Usaha kedua adalah Gisting Dairy Farm yang memproduksi susu sapi segar. Usaha ini dijalankan oleh Sdr. Andrio dan terletak di Desa Sidokaton, Kec. Gisting. Susu segar di peternakan tersebut diperah langsung dari 16 sapi perah produktif dari 26 sapi perah yang ada. Dalam sehari produksi susu mencapai 70 liter. Pemasaran dilakukan di Bandar Lampung (kedai Yu One Milk) dan Gisting. Kendala yang dialami oleh pemilik usaha ini adalah minimnya pengetahuan pemilik tentang pengajuan sertifikasi izin MD, sehingga diharapkan Dinas Kabupaten dan Provinsi terkait dapat memberikan edukasi dan pembinaan mengenai penerapan sertifikasi izin edar MD agar pemasaran susu segar ini bisa diperluas.

 

Usaha ketiga yang dikunjungi adalah Madu IKAT yang terletak di Desa Pematang Sawa, Kec.
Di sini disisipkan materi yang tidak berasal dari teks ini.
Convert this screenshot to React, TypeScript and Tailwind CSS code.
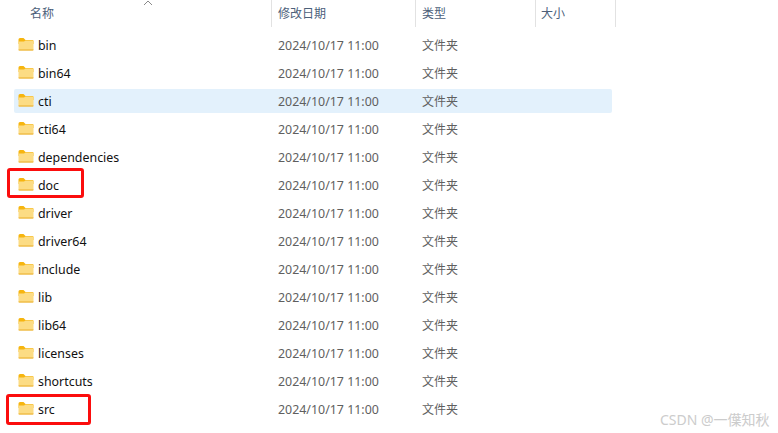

Wonosobo . Budidaya lebah madu ini dijalankan oleh kelompok IKAT (Ikatan Klanceng Tanggamus) dan diketuai oleh Pak Asmawan. Kelompok IKAT sudah memiliki 20 lokasi budidaya dengan luas setiap lokasi adalah 1 hektare dan total log kurang lebih 1.600. Dalam 2 bulan produksi madu yang dihasilkan bisa mencapai 50-70kg. Terdapat empat jenis lebah yang dibudidayakan yaitu Heteronyroogona Itama, Tetrigona Apicalis, Genio Trigona Thorasica, dan Apis Dorsata. Pemasaran Madu Ikat sudah mencapai seluruh Sumatera, Jawa, dan beberapa kali ke India dan China. Kendala yang dialami oleh kelompok IKAT adalah kurangnya sarana prasarana (dehum) yang digunakan untuk menurunkan kadar air dalam madu yang menjadi salah satu syarat agar produk bisa dipasarkan di modern market dan retail market.